Все утро работала, дописывала главу об «Антонии и Клеопатре». После обеда мы с мамой снова ходили к Редону — палец очень уж плох. Он сделал мне четыре обезболивающих укола. Что было не слишком приятно. Я встала после этого сама не своя и вышла в коридор — надо было выждать десять минут, пока подействует анестезия. Когда наконец он начал резать, я ничего не чувствовала — как будто все происходило за десять километров от меня — и не смотрела; зато смотрела мама, и по ее гримасам было ясно, что зрелище не из приятных. Я только видела, как он что-то убирает маленьким пинцетиком. Но палец был чужой.
Оттуда пошла на дежурство в библиотеку [30] .Все, конечно, ахали. Особенно я благодарна Виви Лафон за заботу. Со мной возились, как с ребенком. Пришли Дениза и Николь. Когда отошел наркоз, было страшно больно, но потом успокоилось.

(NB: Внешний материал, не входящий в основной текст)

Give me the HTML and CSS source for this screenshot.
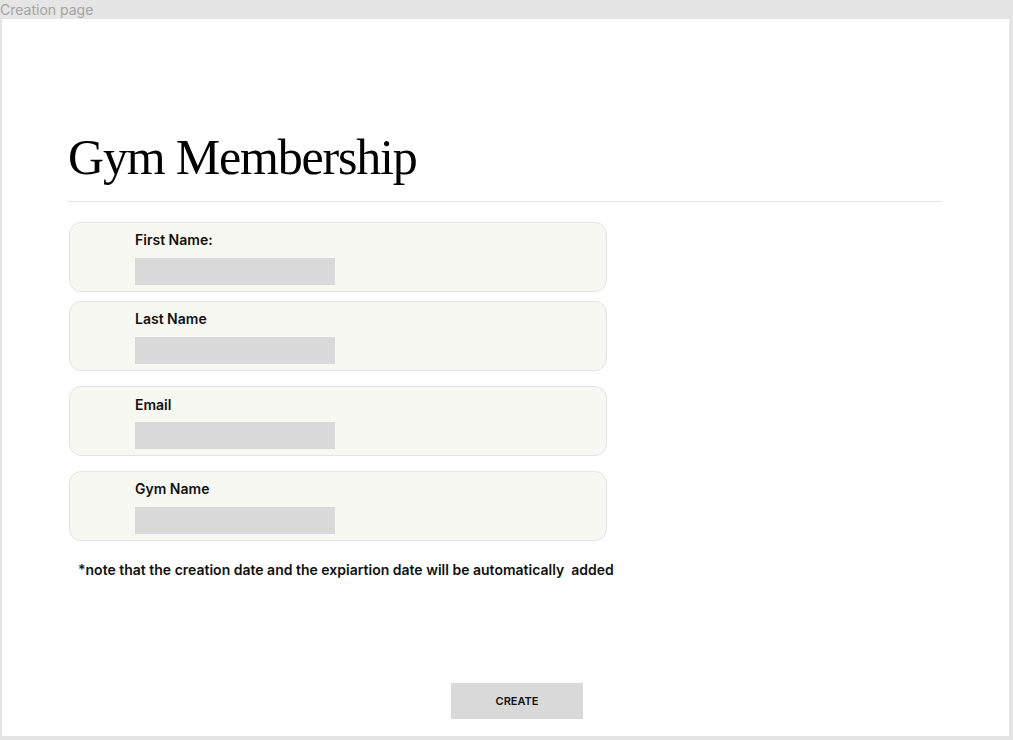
FILE: index.html
```html
<!DOCTYPE html>
<html lang="en">
<head>
<meta charset="utf-8">
<title>Creation page</title>
<link rel="stylesheet" href="styles.css">
</head>
<body>
<div class="topbar">Creation page</div>
<main class="frame">
  <h1 class="title">Gym Membership</h1>
  <div class="divider"></div>
  <div class="cards">
    <div class="card">
      <label class="label">First Name:</label>
      <div class="field"></div>
    </div>
    <div class="card card-2">
      <label class="label">Last Name</label>
      <div class="field"></div>
    </div>
    <div class="card card-spaced card-low">
      <label class="label">Email</label>
      <div class="field"></div>
    </div>
    <div class="card card-spaced">
      <label class="label">Gym Name</label>
      <div class="field"></div>
    </div>
  </div>
  <p class="note">*note that the creation date and the expiartion date will be automatically&nbsp; added</p>
  <div class="actions">
    <button class="create" type="button">CREATE</button>
  </div>
</main>
</body>
</html>
```
FILE: styles.css
```css
html, body {
  margin: 0;
  padding: 0;
}
body {
  background: #e5e5e5;
  font-family: Inter, "Noto Sans", sans-serif;
  width: 1013px;
  height: 740px;
  overflow: hidden;
}
.topbar {
  height: 19px;
  line-height: 20px;
  font-size: 14px;
  color: #a3a3a3;
}
.frame {
  display: block;
  box-sizing: border-box;
  width: 1007px;
  height: 717px;
  margin-left: 2px;
  background: #fff;
  padding: 113px 67px 0 66px;
}
.title {
  margin: 0;
  font-family: "Liberation Serif", "Times New Roman", serif;
  font-weight: 400;
  font-size: 50px;
  line-height: 50px;
  letter-spacing: -1.2px;
  color: #000;
}
.divider {
  margin-top: 19px;
  height: 1px;
  background: #e4e4e4;
}
.cards {
  margin-top: 20px;
  margin-left: 1px;
  width: 538px;
  display: flex;
  flex-direction: column;
}
.card {
  box-sizing: border-box;
  height: 70px;
  border: 1px solid #e4e4e4;
  border-radius: 12px;
  background: #f8f8f3;
  padding: 8px 0 0 65px;
  display: flex;
  flex-direction: column;
}
.card-2 {
  margin-top: 9px;
}
.card-spaced {
  margin-top: 15px;
}
.card-low {
  padding-top: 9px;
}
.card-low .field {
  margin-top: 9px;
}
.label {
  font-size: 14px;
  line-height: 17px;
  font-weight: 600;
  color: #111;
}
.field {
  margin-top: 10px;
  width: 200px;
  height: 27px;
  background: #d9d9d9;
}
.note {
  margin: 20px 0 0 10px;
  font-size: 14px;
  line-height: 17px;
  font-weight: 600;
  color: #111;
}
.actions {
  margin-top: 105px;
  padding-left: 383px;
  display: flex;
}
.create {
  width: 132px;
  height: 36px;
  border: 0;
  padding: 0;
  background: #d9d9d9;
  font-family: Inter, "Noto Sans", sans-serif;
  font-size: 11px;
  font-weight: 600;
  color: #111;
  cursor: pointer;
}
```
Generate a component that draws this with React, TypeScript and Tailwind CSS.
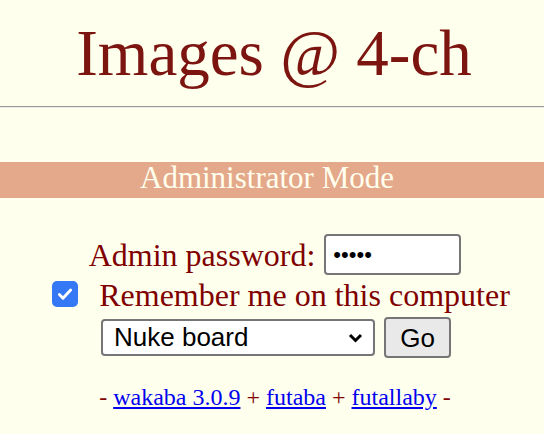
export default function App() {
  return (
    <div className="min-h-[434px] w-full bg-[#ffffee] text-[#800000] font-['Liberation_Serif',serif]">
      <div className="h-[106px] pt-[20px]">
        <h1 className="pl-[4px] text-center text-[65px] leading-[66px] font-normal text-[#7c1410]">Images @ 4-ch</h1>
      </div>
      <div className="h-px bg-[#9a9a9a]" />
      <div className="h-px bg-[#ebebeb]" />

      <div className="mt-[54px] h-[36px] bg-[#e4a98a] pr-[10px] text-center text-[31px] leading-[32px] text-[#ffffee]">
        Administrator Mode
      </div>

      <form className="mt-[36px] flex flex-col items-center">
        <div className="flex h-[41px] items-center gap-[9px] pl-[6px]">
          <span className="text-[32px] leading-[32px]">Admin password:</span>
          <input
            type="password"
            readOnly
            defaultValue="admin"
            className="h-[41px] w-[137px] rounded-[4px] border-2 border-[#767676] bg-white px-[7px] font-['Liberation_Sans',sans-serif] text-[22px] text-black outline-none"
          />
        </div>

        <div className="flex h-[42px] items-start pl-[18px]">
          <span className="mt-[6px] flex h-[26px] w-[26px] items-center justify-center rounded-[5px] bg-[#3478f6]">
            <svg width="18" height="18" viewBox="0 0 16 16" fill="none">
              <path d="M3 8.5l3.2 3.2L13 4.5" stroke="white" strokeWidth="2.6" strokeLinecap="round" strokeLinejoin="round" />
            </svg>
          </span>
          <span className="ml-[21px] mt-[4px] text-[32px] leading-[32px]">Remember me on this computer</span>
        </div>

        <div className="flex h-[41px] items-center gap-[9px] pl-[8px]">
          <div className="flex h-[37px] w-[274px] items-center justify-between rounded-[4px] border-2 border-[#767676] bg-white pl-[11px] pr-[10px] font-['Liberation_Sans',sans-serif] text-[26px] text-black">
            <span>Nuke board</span>
            <svg width="15" height="10" viewBox="0 0 15 10" fill="none">
              <path d="M2 2l5.5 5.5L13 2" stroke="black" strokeWidth="3" />
            </svg>
          </div>
          <button
            type="button"
            className="h-[41px] w-[67px] rounded-[4px] border-2 border-[#767676] bg-[#e9e9e9] font-['Liberation_Sans',sans-serif] text-[26px] text-black"
          >
            Go
          </button>
        </div>
      </form>

      <div className="mt-[27px] pl-[6px] text-center text-[24px] leading-[24px]">
        - <a href="#" className="text-[#0000ee] underline">wakaba 3.0.9</a> +{" "}
        <a href="#" className="text-[#0000ee] underline">futaba</a> +{" "}
        <a href="#" className="text-[#0000ee] underline">futallaby</a> -
      </div>
    </div>
  );
}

После ужина, лежа в постели, диктовала Денизе начало новой следующей главы. Мы провели приятный, можно сказать, замечательный вечер.
Вторник, 21 апреля
С утра опять взялись за дело: я диктовала, Дениза печатала. Говорит, получается хорошо. Я тоже довольна, хотя немножко страшновато. Потом ходила в Сорбонну. К обеду пришел Жас. За столом они с мамой так спорили — я думала, будет скандал.
30
Элен Берр работала библиотекарем-волонтером в библиотеке Английского института в Сорбонне.